Eeuwig leven eindigt als die toekomende eeuw voorbij is.
Maar het leven van Gods kinderen eindigt daarmee niet. Dat leven, zegt de Schrift is onvergankelijk en onverwelkelijk en kent daarom geen einde. Als straks de dood er niet meer zal zijn, ja teniet is gedaan, zal er alleen nog maar leven zijn, werkelijk alleen nog maar leven. Hoezo dan zouden de kinderen van God hun leven verliezen?

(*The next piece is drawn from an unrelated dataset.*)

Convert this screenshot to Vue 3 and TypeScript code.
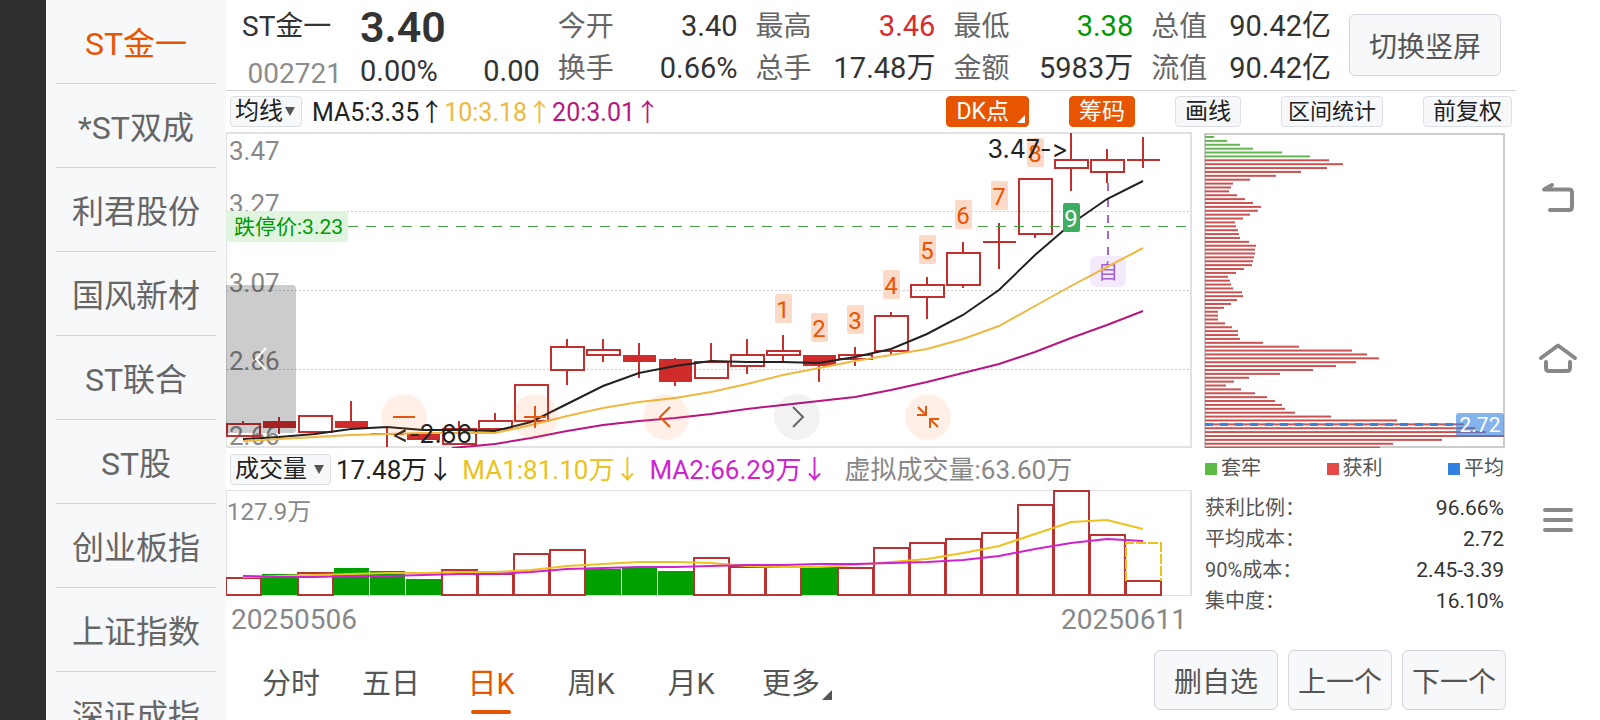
<script setup lang="ts">
import { ref } from 'vue'

type Kind = 'hollow' | 'solid' | 'cross'
type Candle = [kind: Kind, top: number, bottom: number, high: number, low: number]

const stocks = ['ST金一', '*ST双成', '利君股份', '国风新材', 'ST联合', 'ST股', '创业板指', '上证指数', '深证成指']
const activeStock = ref('ST金一')

const stats = [
  { rows: [{ label: '今开', value: '3.40', tone: '' }, { label: '换手', value: '0.66%', tone: '' }] },
  { rows: [{ label: '最高', value: '3.46', tone: 'up' }, { label: '总手', value: '17.48万', tone: '' }] },
  { rows: [{ label: '最低', value: '3.38', tone: 'down' }, { label: '金额', value: '5983万', tone: '' }] },
  { rows: [{ label: '总值', value: '90.42亿', tone: '' }, { label: '流值', value: '90.42亿', tone: '' }] },
]

const periods = ['分时', '五日', '日K', '周K', '月K', '更多']
const activePeriod = ref('日K')

const STEP = 36
const cx = (i: number): number => 17 + STEP * i
const toPoints = (ys: number[], first = 0): string => ys.map((y, i) => `${cx(i + first)},${y}`).join(' ')

const candles: Candle[] = [
  ['hollow', 292, 304, 289, 304], ['solid', 289, 296, 285, 302], ['hollow', 284, 300, 284, 303],
  ['solid', 289, 296, 269, 296], ['cross', 302, 302, 296, 315], ['solid', 301, 308, 301, 308],
  ['hollow', 297, 312, 289, 312], ['hollow', 289, 297, 281, 297], ['hollow', 253, 289, 253, 289],
  ['hollow', 215, 238, 207, 253], ['hollow', 218, 223, 207, 230], ['solid', 223, 230, 211, 246],
  ['solid', 227, 250, 226, 254], ['hollow', 230, 246, 211, 246], ['hollow', 223, 234, 207, 242],
  ['hollow', 219, 223, 203, 230], ['solid', 223, 234, 223, 250], ['hollow', 223, 227, 215, 234],
  ['hollow', 184, 219, 180, 222], ['hollow', 153, 165, 145, 187], ['hollow', 121, 153, 110, 156],
  ['cross', 110, 110, 91, 137], ['hollow', 47, 102, 47, 106], ['hollow', 28, 36, 1, 59],
  ['hollow', 28, 40, 17, 51], ['cross', 28, 28, 5, 36],
]

const ma5 = toPoints([307, 305, 302, 297, 295, 298, 298, 299, 290, 272, 254, 241, 234, 229, 230, 230, 231, 225, 217, 202, 183, 158, 123, 92, 67, 49])
const ma10 = toPoints([309, 307, 305, 303, 302, 301, 301, 301, 293, 284, 276, 270, 266, 260, 252, 243, 236, 229, 223, 217, 207, 194, 174, 154, 135, 116])
const ma20 = `226,316 ${toPoints([312, 306, 299, 293, 289, 286, 282, 277, 273, 269, 265, 258, 250, 241, 232, 220, 206, 193, 179], 7)}`

const badges = [
  { n: 1, i: 15, y: 162 }, { n: 2, i: 16, y: 181 }, { n: 3, i: 17, y: 173 }, { n: 4, i: 18, y: 138 },
  { n: 5, i: 19, y: 103 }, { n: 6, i: 20, y: 68 }, { n: 7, i: 21, y: 49 }, { n: 8, i: 22, y: 6 },
]

const axis = [
  { text: '3.47', y: 28 }, { text: '3.27', y: 81 }, { text: '3.07', y: 160 },
  { text: '2.86', y: 238 }, { text: '2.66', y: 313 },
]

const volumeTops = [88, 84, 83, 78, 81, 89, 80, 84, 64, 60, 79, 78, 81, 68, 77, 77, 77, 78, 58, 53, 49, 43, 15, 1, 45, 91]
const fallingDays = new Set([1, 3, 4, 5, 10, 11, 12, 16])
const volMa1 = toPoints([87, 86, 85, 84, 83, 83, 82, 82, 80, 76, 74, 72, 72, 73, 76, 77, 77, 75, 72, 69, 63, 56, 44, 32, 30, 39])
const volMa2 = toPoints([86, 87, 87, 86, 86, 85, 84, 84, 82, 79, 78, 77, 77, 76, 75, 75, 74, 74, 73, 72, 70, 66, 59, 53, 49, 51])

const CHIP_GAP = 3.883
const chips = [
  9, 22, 35, 48, 77, 105, 124, 138, 122, 96, 71, 45, 28, 26, 24, 32, 40, 48, 56, 53, 45, 38, 30, 31, 33, 34, 35,
  44, 51, 50, 50, 49, 48, 47, 39, 31, 23, 25, 26, 28, 37, 38, 32, 26, 19, 13, 13, 13, 20, 27, 33, 33, 35, 58, 94,
  147, 162, 174, 151, 131, 108, 75, 44, 29, 21, 36, 50, 62, 70, 77, 80, 90, 126, 192, 259, 270, 281, 299, 237, 188, 175,
]

const chipLegend = [
  { label: '套牢', tone: 'trapped' }, { label: '获利', tone: 'profit' }, { label: '平均', tone: 'average' },
]
const chipRows = [
  ['获利比例：', '96.66%'], ['平均成本：', '2.72'], ['90%成本：', '2.45-3.39'], ['集中度：', '16.10%'],
]
</script>

<template>
  <div class="screen" lang="zh-CN">
    <div class="bezel"></div>

    <nav class="watchlist" aria-label="自选">
      <button
        v-for="s in stocks" :key="s" type="button" class="stock"
        :class="{ active: s === activeStock }" @click="activeStock = s"
      >{{ s }}</button>
    </nav>

    <main class="main">
      <header class="quote">
        <div class="name-col">
          <h1 class="name">ST金一</h1>
          <span class="code">002721</span>
        </div>
        <div class="price-col">
          <strong class="price">3.40</strong>
          <div class="change"><span>0.00%</span><span>0.00</span></div>
        </div>
        <dl v-for="(c, k) in stats" :key="k" class="stat">
          <div v-for="r in c.rows" :key="r.label" class="stat-row">
            <dt>{{ r.label }}</dt><dd :class="r.tone">{{ r.value }}</dd>
          </div>
        </dl>
        <button type="button" class="soft-btn rotate">切换竖屏</button>
      </header>

      <div class="toolbar">
        <label class="picker">
          <select aria-label="主图指标"><option>均线</option></select>
          <svg class="caret" viewBox="0 0 10 9"><path d="M0 0H10L5 9Z" /></svg>
        </label>
        <span class="ma c-black">MA5:3.35↑</span>
        <span class="ma c-amber">10:3.18↑</span>
        <span class="ma c-magenta">20:3.01↑</span>
        <div class="tools">
          <button type="button" class="tool hot dk">DK点<svg class="corner" viewBox="0 0 8 8"><path d="M8 0V8H0Z" /></svg></button>
          <button type="button" class="tool hot">筹码</button>
          <button type="button" class="tool">画线</button>
          <button type="button" class="tool compact">区间统计</button>
          <button type="button" class="tool">前复权</button>
        </div>
      </div>

      <div class="panels">
        <section class="left">
          <div class="kline">
            <svg viewBox="0 0 966 316" role="img" aria-label="日K线图">
              <rect class="frame" x="0" y="1" width="965" height="314" />
              <line v-for="y in [79, 158, 237]" :key="y" class="grid" x1="1" x2="964" :y1="y + 0.5" :y2="y + 0.5" />
              <text v-for="a in axis" :key="a.text" class="axis" x="3" :y="a.y">{{ a.text }}</text>
              <g v-for="(c, i) in candles" :key="i" class="candle">
                <line v-if="c[3] < c[1]" :x1="cx(i)" :x2="cx(i)" :y1="c[3]" :y2="c[1]" />
                <line v-if="c[4] > c[2]" :x1="cx(i)" :x2="cx(i)" :y1="c[2]" :y2="c[4]" />
                <line v-if="c[0] === 'cross'" :x1="cx(i) - 16" :x2="cx(i) + 17" :y1="c[1]" :y2="c[1]" />
                <rect v-else-if="c[0] === 'solid'" class="fill" :x="cx(i) - 16" :y="c[1]" width="33" :height="c[2] - c[1]" />
                <rect v-else :x="cx(i) - 16" :y="c[1]" width="33" :height="c[2] - c[1]" />
              </g>
              <line class="limit" x1="122" x2="964" y1="94.5" y2="94.5" />
              <rect class="limit-tag" x="0" y="79" width="122" height="31" rx="3" />
              <text class="limit-text" x="8" y="102">跌停价:3.23</text>
              <line class="own-line" x1="882" x2="882" y1="51" y2="130" />
              <rect class="own-tag" x="864" y="124" width="36" height="31" rx="6" />
              <text class="own-text" x="882" y="147">自</text>
              <g v-for="b in badges" :key="b.n" class="badge">
                <rect :x="cx(b.i) - 8" :y="b.y" width="17" height="29" rx="2" />
                <text :x="cx(b.i)" :y="b.y + 24">{{ b.n }}</text>
              </g>
              <polyline class="line s-black" :points="ma5" />
              <polyline class="line s-amber" :points="ma10" />
              <polyline class="line s-magenta" :points="ma20" />
              <g class="badge nine">
                <rect :x="cx(23) - 8" y="71" width="17" height="29" rx="2" />
                <text :x="cx(23)" y="95">9</text>
              </g>
              <text class="mark" x="842" y="26" text-anchor="end">3.47-&gt;</text>
              <text class="mark" x="166" y="311">&lt;-2.66</text>
            </svg>
            <button type="button" class="drawer" aria-label="展开">
              <svg viewBox="0 0 12 24"><path d="M11 1L1 12L11 23" /></svg>
            </button>
            <div class="controls">
              <button type="button" class="round" aria-label="缩小"><svg viewBox="0 0 46 46"><path d="M12 23H34" /></svg></button>
              <button type="button" class="round" aria-label="放大"><svg viewBox="0 0 46 46"><path d="M12 23H34M23 12V34" /></svg></button>
              <button type="button" class="round" aria-label="左移"><svg viewBox="0 0 46 46"><path d="M27 13L17 23L27 33" /></svg></button>
              <button type="button" class="round gray" aria-label="右移"><svg viewBox="0 0 46 46"><path d="M19 13L29 23L19 33" /></svg></button>
              <button type="button" class="round" aria-label="收起"><svg viewBox="0 0 46 46"><path d="M13 13L21 21M12 21H21V12M33 33L25 25M34 25H25V34" /></svg></button>
            </div>
          </div>

          <div class="vol-legend">
            <label class="picker wide">
              <select aria-label="副图指标"><option>成交量</option></select>
              <svg class="caret" viewBox="0 0 10 9"><path d="M0 0H10L5 9Z" /></svg>
            </label>
            <span class="vol c-black">17.48万↓</span>
            <span class="vol c-gold">MA1:81.10万↓</span>
            <span class="vol c-violet">MA2:66.29万↓</span>
            <span class="vol forecast c-gray">虚拟成交量:63.60万</span>
          </div>

          <svg class="volume" viewBox="0 0 966 106" role="img" aria-label="成交量图">
            <rect class="frame" x="0" y="0" width="965" height="106" />
            <text class="axis small" x="1" y="30">127.9万</text>
            <g v-for="(t, i) in volumeTops" :key="i">
              <rect v-if="fallingDays.has(i)" class="vol-down" :x="36 * i" :y="t" width="35" :height="105 - t" />
              <rect v-else class="vol-up" :x="36 * i" :y="t" width="35" :height="105 - t" />
            </g>
            <path class="virtual" d="M900 91V53H935V91" />
            <polyline class="line s-gold" :points="volMa1" />
            <polyline class="line s-violet" :points="volMa2" />
          </svg>
          <div class="dates"><time datetime="2025-05-06">20250506</time><time datetime="2025-06-11">20250611</time></div>
        </section>

        <section class="right">
          <svg class="chips" viewBox="0 0 302 316" role="img" aria-label="筹码分布">
            <rect class="chip-frame" x="1" y="2" width="299" height="313" />
            <rect
              v-for="(w, i) in chips" :key="i" :class="i < 6 ? 'chip-trapped' : 'chip-profit'"
              x="1" :y="4 + CHIP_GAP * i" :width="w" height="2"
            />
            <line class="avg" x1="1" x2="252" y1="292.5" y2="292.5" />
            <rect class="avg-tag" x="252" y="281" width="48" height="24" rx="3" />
            <text class="avg-text" x="276" y="300">2.72</text>
          </svg>
          <ul class="chip-legend">
            <li v-for="l in chipLegend" :key="l.label"><i :class="l.tone"></i>{{ l.label }}</li>
          </ul>
          <dl class="chip-stats">
            <div v-for="r in chipRows" :key="r[0]"><dt>{{ r[0] }}</dt><dd>{{ r[1] }}</dd></div>
          </dl>
        </section>
      </div>

      <footer class="bottom">
        <nav class="tabs" aria-label="周期">
          <button
            v-for="p in periods" :key="p" type="button" class="tab"
            :class="{ active: p === activePeriod }" @click="activePeriod = p"
          >{{ p }}<svg v-if="p === '更多'" class="more" viewBox="0 0 10 10"><path d="M10 0V10H0Z" /></svg></button>
        </nav>
        <div class="actions">
          <button type="button" class="soft-btn action wide">删自选</button>
          <button type="button" class="soft-btn action">上一个</button>
          <button type="button" class="soft-btn action">下一个</button>
        </div>
      </footer>
    </main>

    <nav class="system" aria-label="系统导航">
      <button type="button" aria-label="返回"><svg viewBox="0 0 40 40"><path d="M14 5L6 9.500H31Q34 9.500 34 12.500V27Q34 30 31 30H12" /></svg></button>
      <button type="button" aria-label="主页"><svg viewBox="0 0 40 40"><path d="M3 18L20 5.500L37 18M8 22V28Q8 31 11 31H29Q32 31 32 28V22" /></svg></button>
      <button type="button" aria-label="菜单"><svg viewBox="0 0 40 40"><path d="M7 10H33M7 20H33M7 30H33" /></svg></button>
    </nav>
  </div>
</template>

<style>
body {
  margin: 0;
  background: #fff;
}
</style>

<style scoped>
.screen {
  display: grid;
  grid-template-columns: 46px 180px minmax(0, 1fr) 84px;
  height: 100vh;
  overflow: hidden;
  background: #fff;
  color: #333;
  font-family: Roboto, "Noto Sans CJK SC", sans-serif;
  font-size: 28px;
}
button, select {
  font: inherit;
  color: inherit;
  padding: 0;
  border: 0;
  background: none;
  cursor: pointer;
}
dl, dd, ul, h1 { margin: 0; padding: 0; }
svg { display: block; }
.bezel { background: #303030; }

.watchlist {
  display: flex;
  flex-direction: column;
  padding: 0 10px;
  background: #f7f8fa;
  overflow: hidden;
}
.stock {
  flex: none;
  height: 84px;
  padding-bottom: 2px;
  border-bottom: 1px solid #cfd2d9;
  color: #666;
  font-size: 32px;
  white-space: nowrap;
}
.stock.active { color: #e85500; }

.main {
  display: flex;
  flex-direction: column;
  min-width: 0;
}
.quote {
  display: flex;
  gap: 18px;
  height: 90px;
  padding: 0 15px 0 16px;
  border-bottom: 1px solid #d4d4d4;
  white-space: nowrap;
}
.name-col { width: 100px; }
.name {
  font-size: 28px;
  font-weight: 400;
  line-height: 54px;
}
.code {
  display: block;
  text-align: right;
  line-height: 40px;
  color: #8c8c8c;
}
.price-col { flex: 180 1 0; }
.price {
  display: block;
  font-size: 43px;
  font-weight: 600;
  line-height: 54px;
}
.change {
  display: flex;
  justify-content: space-between;
  font-size: 29px;
  line-height: 34px;
}
.stat {
  flex: 180 1 0;
  padding-top: 5px;
}
.stat-row {
  display: flex;
  align-items: baseline;
  justify-content: space-between;
  height: 42px;
  line-height: 42px;
}
.stat dt { color: #666; }
.stat dd { font-size: 29px; }
.up { color: #d92b2b; }
.down { color: #009a00; }
.soft-btn {
  border: 1px solid #d3d6dc;
  border-radius: 6px;
  background: #f7f8fa;
  color: #555;
  white-space: nowrap;
}
.rotate {
  width: 152px;
  height: 62px;
  margin-top: 14px;
}

.toolbar {
  display: flex;
  align-items: center;
  height: 41px;
  padding: 0 4px;
  font-size: 25px;
  white-space: nowrap;
}
.picker {
  position: relative;
  display: flex;
  align-items: center;
  box-sizing: border-box;
  width: 72px;
  height: 31px;
  margin-right: 10px;
  border: 1px solid #dcdfe4;
  border-radius: 4px;
  background: #f7f8fa;
  color: #222;
  font-size: 24px;
}
.picker.wide {
  width: 101px;
  margin-right: -4px;
}
.picker select {
  appearance: none;
  width: 100%;
  height: 29px;
  padding-left: 4px;
  line-height: 29px;
}
.caret {
  position: absolute;
  right: 6px;
  width: 10px;
  height: 9px;
  fill: #555;
  pointer-events: none;
}
.ma { padding-bottom: 4px; }
.tools {
  display: flex;
  gap: 40px;
  margin-left: auto;
  font-size: 23px;
}
.tool {
  position: relative;
  height: 31px;
  padding: 0 9px;
  border: 1px solid #dcdfe4;
  border-radius: 4px;
  background: #f7f8fa;
  color: #222;
  line-height: 29px;
}
.tool.compact {
  padding: 0 6px;
  font-size: 22px;
}
.tool.hot {
  border-color: #e85500;
  background: #e85500;
  color: #fff;
}
.tool.dk { padding-right: 19px; }
.corner {
  position: absolute;
  right: 3px;
  bottom: 3px;
  width: 8px;
  height: 8px;
  fill: #fff;
}

.c-black { color: #222; }
.c-amber { color: #f0b840; }
.c-magenta { color: #b81780; }
.c-gold { color: #ecc21c; }
.c-violet { color: #cf22cf; }
.c-gray { color: #888; }

.panels {
  display: grid;
  grid-template-columns: minmax(0, 966fr) minmax(0, 302fr);
  column-gap: 12px;
  padding-right: 10px;
}
.kline { position: relative; }
.frame {
  fill: none;
  stroke: #e2e2e2;
  stroke-width: 2;
}
.grid {
  stroke: #ccc;
  stroke-dasharray: 2 2;
}
.axis {
  fill: #888;
  font-size: 26px;
}
.axis.small { font-size: 24px; }
.candle {
  fill: none;
  stroke: #c1302f;
  stroke-width: 2;
}
.candle .fill {
  fill: #cf2b2b;
  stroke: none;
}
.line {
  fill: none;
  stroke-width: 2;
}
.s-black { stroke: #222; }
.s-amber { stroke: #f0b840; }
.s-magenta { stroke: #b81780; }
.s-gold { stroke: #ecc21c; }
.s-violet { stroke: #cf22cf; }
.limit {
  stroke: #46a046;
  stroke-dasharray: 10 8;
}
.limit-tag { fill: #e0f4e0; }
.limit-text {
  fill: #009a00;
  font-size: 21px;
}
.own-line {
  stroke: #a467c9;
  stroke-width: 2;
  stroke-dasharray: 8 8;
}
.own-tag { fill: #f3eafe; }
.own-text {
  fill: #a45fd0;
  font-size: 20px;
  text-anchor: middle;
}
.badge rect { fill: #fdd9c8; }
.badge text {
  fill: #e85500;
  font-size: 24px;
  text-anchor: middle;
}
.badge.nine rect { fill: #3cae5f; }
.badge.nine text { fill: #fff; }
.mark {
  fill: #222;
  font-family: Inter, Roboto, sans-serif;
  font-size: 25px;
  font-variant-ligatures: none;
  font-feature-settings: "calt" 0;
}

.drawer {
  position: absolute;
  left: 0;
  bottom: 15px;
  width: 70px;
  height: 148px;
  padding-left: 29px;
  border-radius: 0 4px 4px 0;
  background: rgba(0, 0, 0, 0.2);
}
.drawer svg {
  width: 12px;
  height: 24px;
  fill: none;
  stroke: #fff;
  stroke-width: 2;
}
.controls {
  position: absolute;
  left: 155px;
  bottom: 8px;
  display: flex;
  gap: 85px;
}
.round {
  width: 46px;
  height: 46px;
  border-radius: 50%;
  background: rgba(255, 100, 20, 0.1);
}
.round svg {
  fill: none;
  stroke: #e05a10;
  stroke-width: 2;
}
.round.gray { background: rgba(0, 0, 0, 0.05); }
.round.gray svg { stroke: #666; }

.vol-legend {
  display: flex;
  align-items: center;
  gap: 9px;
  height: 42px;
  padding-left: 4px;
  font-size: 26px;
  white-space: nowrap;
}
.vol { padding-bottom: 4px; }
.forecast { margin-left: 8px; }
.vol-down { fill: #00a000; }
.vol-up {
  fill: none;
  stroke: #b83434;
  stroke-width: 2;
}
.virtual {
  fill: none;
  stroke: #ecc21c;
  stroke-width: 2;
  stroke-dasharray: 10 2;
}
.dates {
  display: flex;
  justify-content: space-between;
  padding: 0 5px;
  color: #888;
  font-size: 28px;
  line-height: 48px;
}

.chip-frame {
  fill: none;
  stroke: #ccc;
  stroke-width: 2;
}
.chip-trapped { fill: #62b84c; }
.chip-profit { fill: #cc5252; }
.avg {
  stroke: #3a80e0;
  stroke-width: 3;
  stroke-dasharray: 8 7;
}
.avg-tag {
  fill: #3280e1;
  fill-opacity: 0.6;
}
.avg-text {
  fill: #fff;
  font-size: 21px;
  text-anchor: middle;
}
.chip-legend {
  display: flex;
  justify-content: space-between;
  padding: 0 2px 0 1px;
  list-style: none;
  color: #555;
  font-size: 20px;
  line-height: 41px;
}
.chip-legend li {
  display: flex;
  align-items: center;
  gap: 4px;
}
.chip-legend i {
  width: 12px;
  height: 12px;
}
.trapped { background: #5cb944; }
.profit { background: #e54a4a; }
.average { background: #3280e1; }
.chip-stats {
  padding: 4px 2px 0 1px;
  font-size: 20px;
  line-height: 31px;
}
.chip-stats div {
  display: flex;
  justify-content: space-between;
}
.chip-stats dt { color: #555; }
.chip-stats dd { font-size: 21px; }

.bottom {
  display: flex;
  justify-content: space-between;
  height: 70px;
  margin-top: auto;
  padding: 0 10px 0 15px;
  white-space: nowrap;
}
.tabs { display: flex; }
.tab {
  position: relative;
  width: 100px;
  padding-bottom: 9px;
  color: #555;
  font-size: 29px;
}
.tab.active { color: #e85500; }
.tab.active::after {
  content: "";
  position: absolute;
  left: 30px;
  right: 30px;
  bottom: 6px;
  height: 4px;
  border-radius: 2px;
  background: #e85500;
}
.more {
  position: absolute;
  right: 9px;
  bottom: 20px;
  width: 10px;
  height: 10px;
  fill: #555;
}
.actions {
  display: flex;
  gap: 10px;
}
.action {
  width: 104px;
  height: 60px;
}
.action.wide { width: 124px; }

.system {
  display: flex;
  flex-direction: column;
  align-items: center;
  justify-content: center;
  gap: 120px;
}
.system svg {
  width: 40px;
  height: 40px;
  fill: none;
  stroke: #888;
  stroke-width: 4;
  stroke-linecap: round;
  stroke-linejoin: round;
}
</style>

Bedenk: straks als de dood teniet is gedaan, zal de vraag klinken :
"Dood, waar is je overwinning?"
Je vindt die vraag in 1 Korinte 15:55.
En het is meer dan zeker, dat de dood dan niet zal kunnen antwoorden:
"Ik heb er in de loop van de eeuwen miljarden in mijn greep gekregen en die zal ik ook nooit meer prijsgeven. Ze zijn van mij en ik trek ze mee de hel in, waaruit ze nooit meer zullen ontkomen. En dat is mijn overwinning."
Stel je toch voor, dat de dood met verreweg de grootste buit zou gaan strijken!
Miljoenen gered, maar miljarden verloren!
De Redder der wereld, Hij zou alles hebben geprobeerd, om werkelijk Redder van de wereld te zijn, maar aan het einde van de eeuwen zou blijken, dat Hij slechts in staat was geweest enigen te redden.
Maar onthoud dit: God probeert nooit iets! Hij doet geen pogingen mensen te redden.
(1Timoteüs 4:10)
Als de bijbel ons wil zeggen, dat ons leven in Christus nooit eindigen zal, dan spreekt het Woord niet van eeuwig, maar van onvergankelijk leven en een onverwelkelijke erfenis.
Het eeuwige leven eindigt, als de toekomende eeuw voorbij is, waarna het onvergankelijke leven in nog groter heerlijkheid voortgaat.